• Stored data:
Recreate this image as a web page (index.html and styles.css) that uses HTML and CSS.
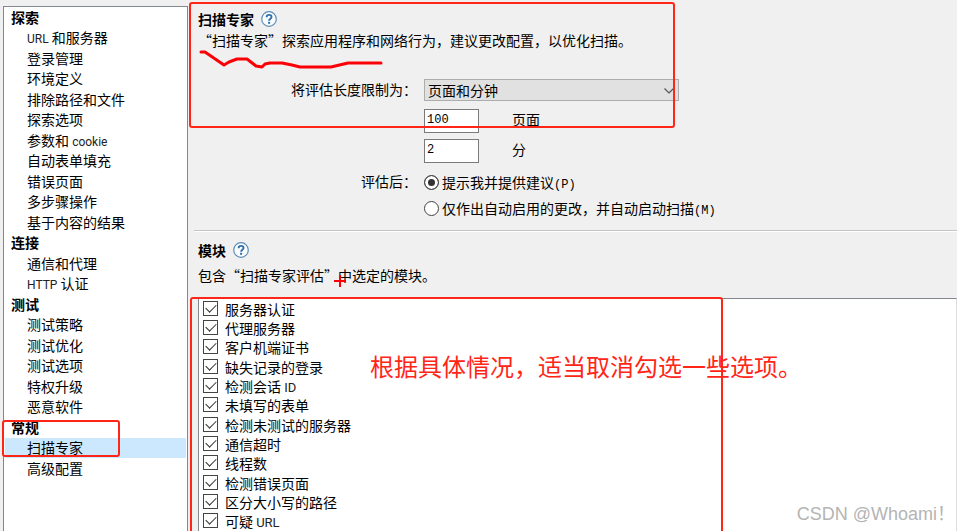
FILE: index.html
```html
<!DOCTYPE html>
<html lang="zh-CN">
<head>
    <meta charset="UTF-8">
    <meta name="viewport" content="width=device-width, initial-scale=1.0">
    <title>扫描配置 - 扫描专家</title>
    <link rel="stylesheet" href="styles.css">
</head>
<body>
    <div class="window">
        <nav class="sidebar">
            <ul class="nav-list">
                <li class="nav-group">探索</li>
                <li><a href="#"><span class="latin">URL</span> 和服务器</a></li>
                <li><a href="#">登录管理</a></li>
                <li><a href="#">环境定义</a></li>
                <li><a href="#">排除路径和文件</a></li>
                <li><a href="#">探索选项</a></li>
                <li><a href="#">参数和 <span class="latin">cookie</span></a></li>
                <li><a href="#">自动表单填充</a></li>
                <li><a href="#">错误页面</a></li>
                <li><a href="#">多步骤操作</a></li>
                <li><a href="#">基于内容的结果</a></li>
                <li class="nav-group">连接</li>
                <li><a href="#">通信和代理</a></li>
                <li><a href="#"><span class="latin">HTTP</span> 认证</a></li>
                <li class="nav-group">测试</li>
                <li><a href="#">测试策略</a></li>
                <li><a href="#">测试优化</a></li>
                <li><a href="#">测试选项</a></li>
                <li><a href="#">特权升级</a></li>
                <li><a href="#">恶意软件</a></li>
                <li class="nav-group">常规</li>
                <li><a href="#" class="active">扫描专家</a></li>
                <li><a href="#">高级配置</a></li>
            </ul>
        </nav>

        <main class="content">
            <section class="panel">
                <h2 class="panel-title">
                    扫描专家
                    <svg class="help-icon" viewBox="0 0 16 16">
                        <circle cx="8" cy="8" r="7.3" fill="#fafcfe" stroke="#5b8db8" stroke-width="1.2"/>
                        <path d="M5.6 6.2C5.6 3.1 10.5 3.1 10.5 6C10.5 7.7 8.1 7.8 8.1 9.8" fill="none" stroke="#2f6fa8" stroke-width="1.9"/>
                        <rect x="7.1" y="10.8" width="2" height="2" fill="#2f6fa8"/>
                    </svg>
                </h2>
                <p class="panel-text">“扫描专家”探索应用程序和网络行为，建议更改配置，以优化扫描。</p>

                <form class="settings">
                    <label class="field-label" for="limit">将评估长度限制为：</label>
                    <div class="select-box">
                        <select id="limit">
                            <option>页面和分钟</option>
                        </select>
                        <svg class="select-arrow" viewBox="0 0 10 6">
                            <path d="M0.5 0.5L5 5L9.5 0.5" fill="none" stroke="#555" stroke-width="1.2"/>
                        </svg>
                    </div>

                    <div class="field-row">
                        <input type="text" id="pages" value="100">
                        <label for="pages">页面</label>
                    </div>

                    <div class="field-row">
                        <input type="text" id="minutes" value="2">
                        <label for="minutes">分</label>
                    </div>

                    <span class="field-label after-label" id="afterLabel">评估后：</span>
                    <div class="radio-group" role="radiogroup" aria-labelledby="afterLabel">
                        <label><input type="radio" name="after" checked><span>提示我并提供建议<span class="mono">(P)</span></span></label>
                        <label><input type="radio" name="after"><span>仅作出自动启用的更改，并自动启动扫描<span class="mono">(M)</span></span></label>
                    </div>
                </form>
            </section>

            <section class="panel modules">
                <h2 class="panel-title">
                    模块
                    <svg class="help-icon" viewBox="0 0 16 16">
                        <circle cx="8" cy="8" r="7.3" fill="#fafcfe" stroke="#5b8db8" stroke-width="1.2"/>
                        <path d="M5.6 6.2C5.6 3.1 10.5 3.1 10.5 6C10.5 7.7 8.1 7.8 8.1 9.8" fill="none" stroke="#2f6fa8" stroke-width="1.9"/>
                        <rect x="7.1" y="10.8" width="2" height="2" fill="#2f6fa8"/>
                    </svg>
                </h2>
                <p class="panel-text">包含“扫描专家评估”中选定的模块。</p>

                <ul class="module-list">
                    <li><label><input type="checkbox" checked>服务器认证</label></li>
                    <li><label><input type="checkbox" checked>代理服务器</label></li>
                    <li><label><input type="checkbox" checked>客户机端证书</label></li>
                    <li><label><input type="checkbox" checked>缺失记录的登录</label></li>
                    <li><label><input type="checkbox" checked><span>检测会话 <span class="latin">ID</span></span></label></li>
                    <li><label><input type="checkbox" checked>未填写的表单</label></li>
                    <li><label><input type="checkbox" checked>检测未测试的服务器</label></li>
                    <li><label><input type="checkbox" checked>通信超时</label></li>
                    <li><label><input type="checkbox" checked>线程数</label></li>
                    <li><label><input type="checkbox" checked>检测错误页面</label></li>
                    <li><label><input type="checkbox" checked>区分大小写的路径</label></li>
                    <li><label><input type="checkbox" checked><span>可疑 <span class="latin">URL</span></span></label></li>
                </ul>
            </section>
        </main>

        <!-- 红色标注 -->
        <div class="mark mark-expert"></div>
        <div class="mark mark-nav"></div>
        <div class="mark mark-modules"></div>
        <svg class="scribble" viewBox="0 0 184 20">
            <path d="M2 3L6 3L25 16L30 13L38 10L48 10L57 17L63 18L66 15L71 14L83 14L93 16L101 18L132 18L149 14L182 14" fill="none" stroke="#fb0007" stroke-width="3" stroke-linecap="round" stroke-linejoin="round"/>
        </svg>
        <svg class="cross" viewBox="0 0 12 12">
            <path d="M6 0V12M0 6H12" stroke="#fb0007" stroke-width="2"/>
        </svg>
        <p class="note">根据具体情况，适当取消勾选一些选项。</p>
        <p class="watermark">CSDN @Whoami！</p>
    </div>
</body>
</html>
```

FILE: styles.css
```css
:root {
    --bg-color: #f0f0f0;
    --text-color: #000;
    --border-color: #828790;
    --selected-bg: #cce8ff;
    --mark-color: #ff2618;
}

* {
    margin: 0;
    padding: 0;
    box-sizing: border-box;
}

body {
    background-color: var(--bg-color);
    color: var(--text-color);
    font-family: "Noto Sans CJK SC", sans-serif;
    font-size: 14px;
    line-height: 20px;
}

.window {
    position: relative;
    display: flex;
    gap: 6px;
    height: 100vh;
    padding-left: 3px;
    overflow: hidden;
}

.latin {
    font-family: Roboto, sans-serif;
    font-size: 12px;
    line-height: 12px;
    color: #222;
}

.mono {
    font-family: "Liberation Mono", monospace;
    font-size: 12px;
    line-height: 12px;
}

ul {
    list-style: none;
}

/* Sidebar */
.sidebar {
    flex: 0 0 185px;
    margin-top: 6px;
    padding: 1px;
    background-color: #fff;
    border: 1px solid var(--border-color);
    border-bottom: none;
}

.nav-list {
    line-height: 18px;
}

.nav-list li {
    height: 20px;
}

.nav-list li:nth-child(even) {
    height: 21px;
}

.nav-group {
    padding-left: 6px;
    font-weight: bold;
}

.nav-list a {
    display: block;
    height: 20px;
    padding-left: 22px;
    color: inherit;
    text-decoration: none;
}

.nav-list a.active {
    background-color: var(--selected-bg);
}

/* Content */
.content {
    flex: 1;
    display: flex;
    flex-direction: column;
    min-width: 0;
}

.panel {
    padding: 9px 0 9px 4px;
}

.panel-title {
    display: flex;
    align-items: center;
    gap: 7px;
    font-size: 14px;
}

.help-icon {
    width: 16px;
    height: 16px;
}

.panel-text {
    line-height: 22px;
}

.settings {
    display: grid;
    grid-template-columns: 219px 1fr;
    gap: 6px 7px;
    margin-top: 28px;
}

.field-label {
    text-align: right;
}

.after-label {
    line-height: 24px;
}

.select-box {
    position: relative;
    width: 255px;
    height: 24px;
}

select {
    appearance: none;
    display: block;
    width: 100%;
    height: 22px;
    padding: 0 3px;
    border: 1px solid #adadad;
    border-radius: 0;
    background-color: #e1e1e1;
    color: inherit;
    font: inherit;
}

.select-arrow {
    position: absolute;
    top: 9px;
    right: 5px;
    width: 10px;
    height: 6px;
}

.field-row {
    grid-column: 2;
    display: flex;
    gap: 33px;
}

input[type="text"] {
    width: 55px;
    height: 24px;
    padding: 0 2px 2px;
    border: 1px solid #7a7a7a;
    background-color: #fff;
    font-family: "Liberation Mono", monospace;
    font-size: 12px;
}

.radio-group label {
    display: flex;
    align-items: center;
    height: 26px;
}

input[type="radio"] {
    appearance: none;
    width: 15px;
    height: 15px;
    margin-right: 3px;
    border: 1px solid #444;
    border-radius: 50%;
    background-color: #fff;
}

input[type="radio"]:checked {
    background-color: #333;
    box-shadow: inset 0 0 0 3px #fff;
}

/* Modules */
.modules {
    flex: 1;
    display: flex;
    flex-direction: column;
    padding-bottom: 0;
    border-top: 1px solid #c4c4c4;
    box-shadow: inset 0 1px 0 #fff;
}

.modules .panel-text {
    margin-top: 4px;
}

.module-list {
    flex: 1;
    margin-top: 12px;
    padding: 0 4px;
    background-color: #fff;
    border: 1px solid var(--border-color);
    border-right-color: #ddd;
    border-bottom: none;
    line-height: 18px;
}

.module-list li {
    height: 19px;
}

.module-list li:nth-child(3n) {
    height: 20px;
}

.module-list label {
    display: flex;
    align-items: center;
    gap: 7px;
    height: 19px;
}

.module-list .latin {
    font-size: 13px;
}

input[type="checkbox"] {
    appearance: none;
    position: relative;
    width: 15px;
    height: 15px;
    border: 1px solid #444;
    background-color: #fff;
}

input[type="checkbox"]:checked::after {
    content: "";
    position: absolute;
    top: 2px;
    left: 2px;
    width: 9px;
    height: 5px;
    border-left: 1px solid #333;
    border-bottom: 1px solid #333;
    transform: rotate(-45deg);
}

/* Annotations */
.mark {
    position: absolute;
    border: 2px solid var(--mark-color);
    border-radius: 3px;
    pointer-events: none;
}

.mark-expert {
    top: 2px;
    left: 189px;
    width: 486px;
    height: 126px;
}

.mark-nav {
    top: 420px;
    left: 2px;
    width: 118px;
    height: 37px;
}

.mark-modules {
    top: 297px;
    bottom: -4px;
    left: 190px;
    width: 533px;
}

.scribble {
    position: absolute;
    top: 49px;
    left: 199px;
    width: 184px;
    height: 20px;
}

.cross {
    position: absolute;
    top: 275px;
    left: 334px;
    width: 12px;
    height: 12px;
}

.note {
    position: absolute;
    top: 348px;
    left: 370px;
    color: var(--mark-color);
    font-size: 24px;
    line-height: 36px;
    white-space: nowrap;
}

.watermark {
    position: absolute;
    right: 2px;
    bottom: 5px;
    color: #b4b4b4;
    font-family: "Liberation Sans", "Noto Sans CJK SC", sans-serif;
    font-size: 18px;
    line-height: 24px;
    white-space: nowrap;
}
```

• What to produce: Keep only the lines that hold the string "styles", and copy them out.

• Result of the exercise:
Recreate this image as a web page (index.html and styles.css) that uses HTML and CSS.
    <link rel="stylesheet" href="styles.css">
FILE: styles.css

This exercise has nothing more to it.